Les déguisements opèrent un pas de côté face au virilisme et à l’éloge de la force physique qui demeurent légion dans les Black Blocs

D’une part, l’apparence inoffensive des Pink Blocs ne suffit pas toujours à échapper aux violences policières. À Ende Gelände, lors d’une action organisée parallèlement à la COP21, le bloc rose sera particulièrement réprimé, moins apte à courir et à se disperser que d’autres manifestants : « La couleur, les collants et les paillettes ne nous avaient pas protégés ; ils ne nous avaient pas empêchés d’être embarqués pour avoir osé nous attaquer à un emblème sacré du capitalisme énergétique », se souvient Cy Lecerf Maulpoix. D’autre part, il pointe les paradoxes de la visibilité et les limites de la frivolité tactique, passé l’effet de surprise : « Là où nous voulions faire irruption, nous sommes maintenant attendus. Nous sommes devenus consommables, ou pire, le clou d’un spectacle humoristique », déplore-t-il. 
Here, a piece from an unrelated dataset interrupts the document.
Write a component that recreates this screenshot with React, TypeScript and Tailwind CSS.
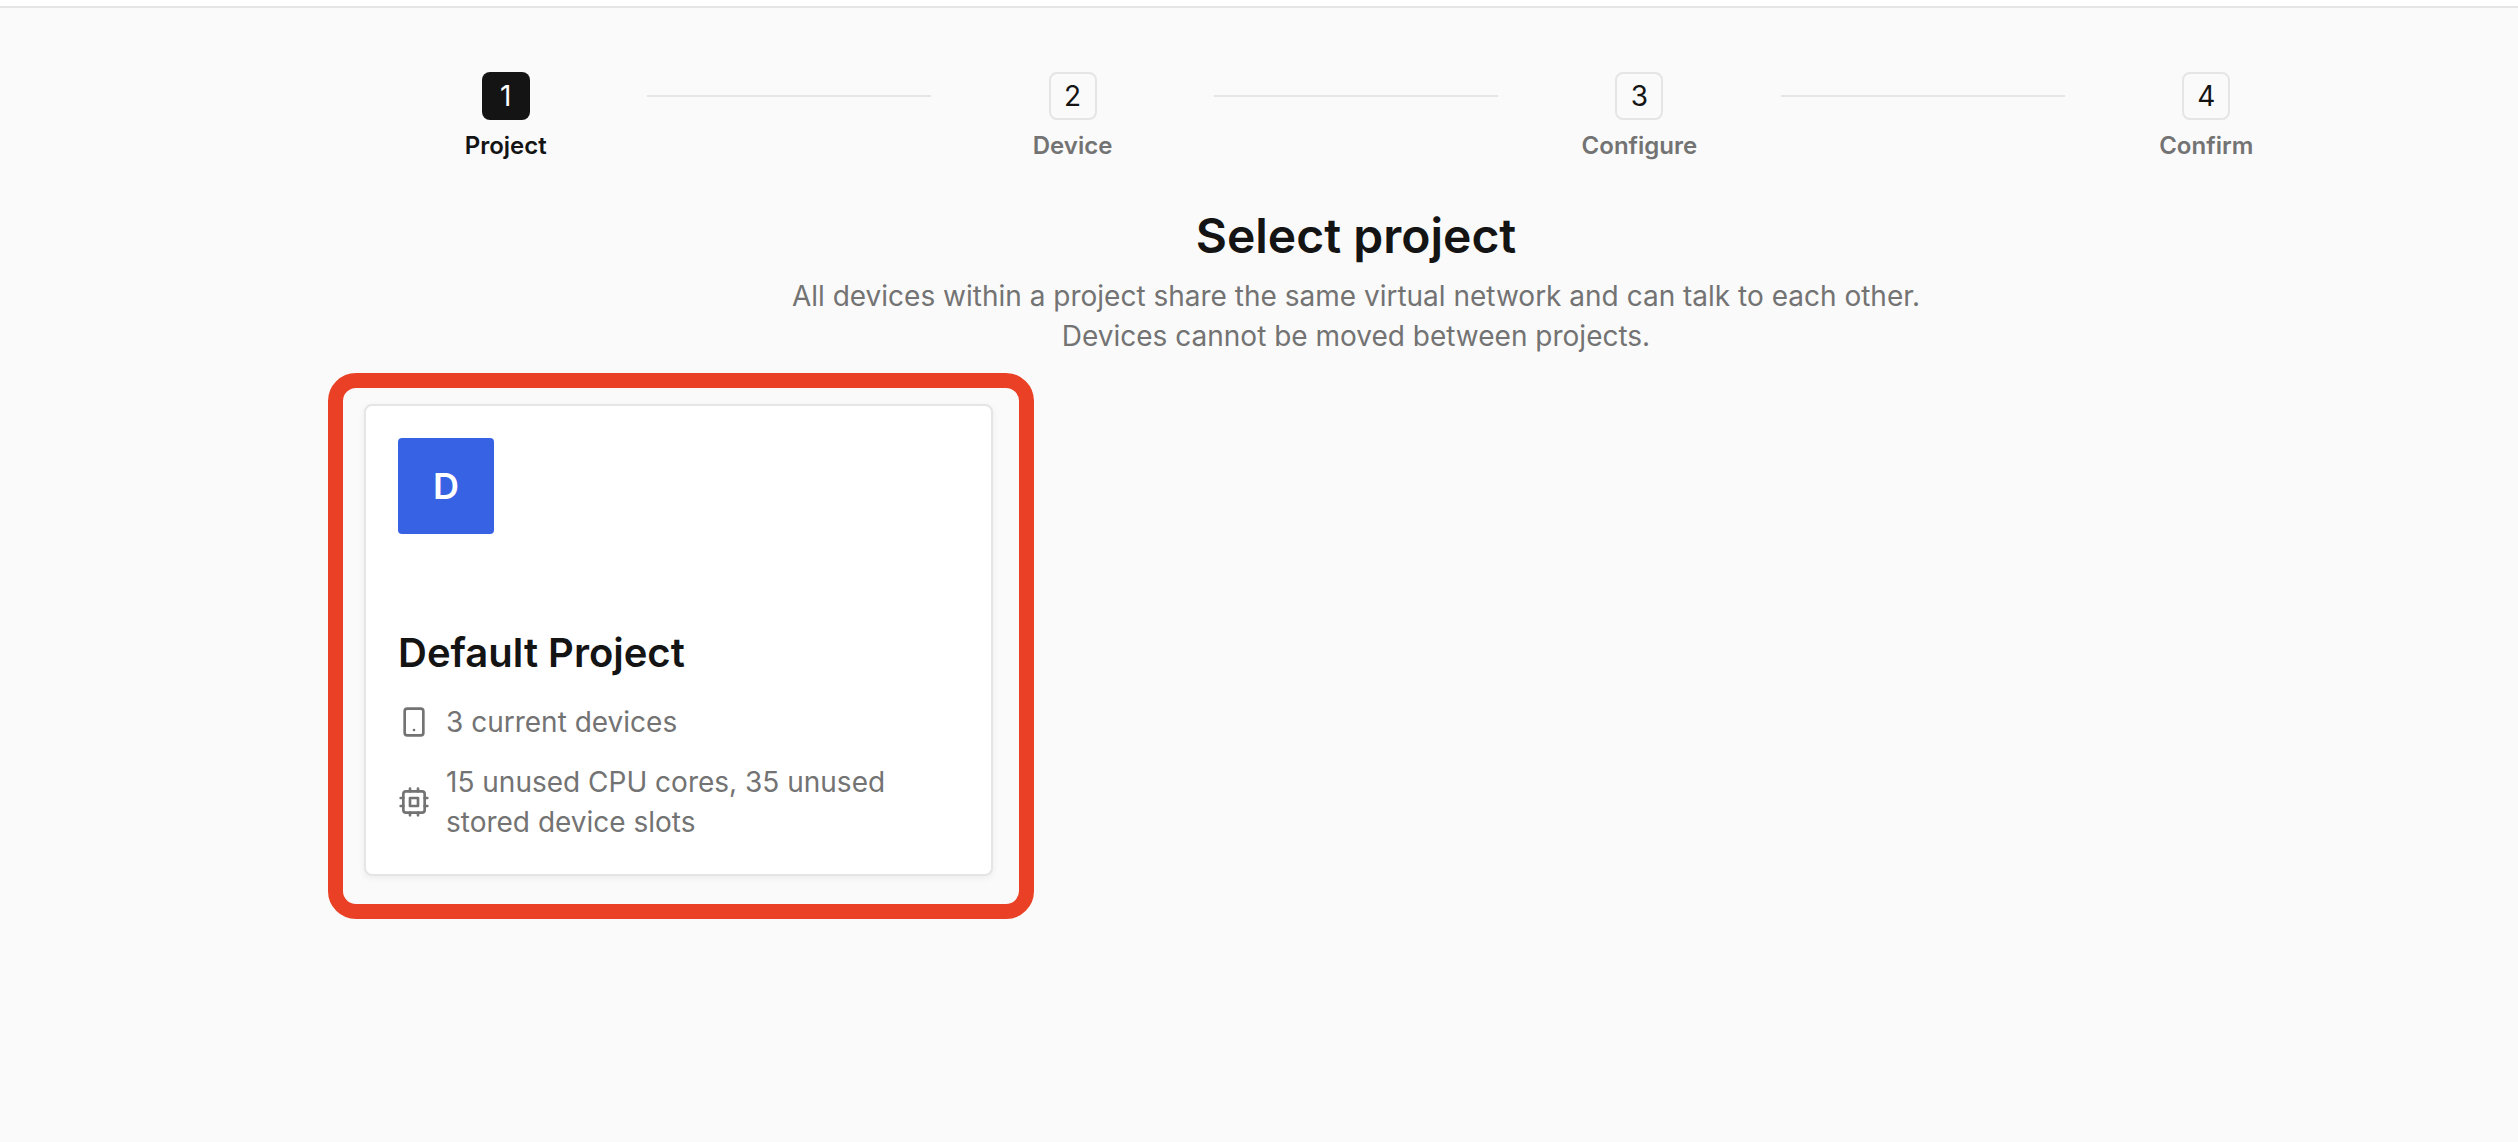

Pour John Jordan, la question cruciale n’est pas tant de savoir dans quelle mesure ce genre d’action est efficace, mais de sentir « le désir irrésistible que suscite le carnaval comme tactique et stratégie de résistance. [...] Car si la résistance et la révolte ne sont pas marrantes, si elles ne sont pas le reflet du monde que nous voulons créer, nous ne faisons que reproduire les luttes qui nous ont précédés et qui repoussaient toujours à plus tard le plaisir, et aussi l’égalité entre les races ou entre les sexes, plus tard, “après la révolution” ».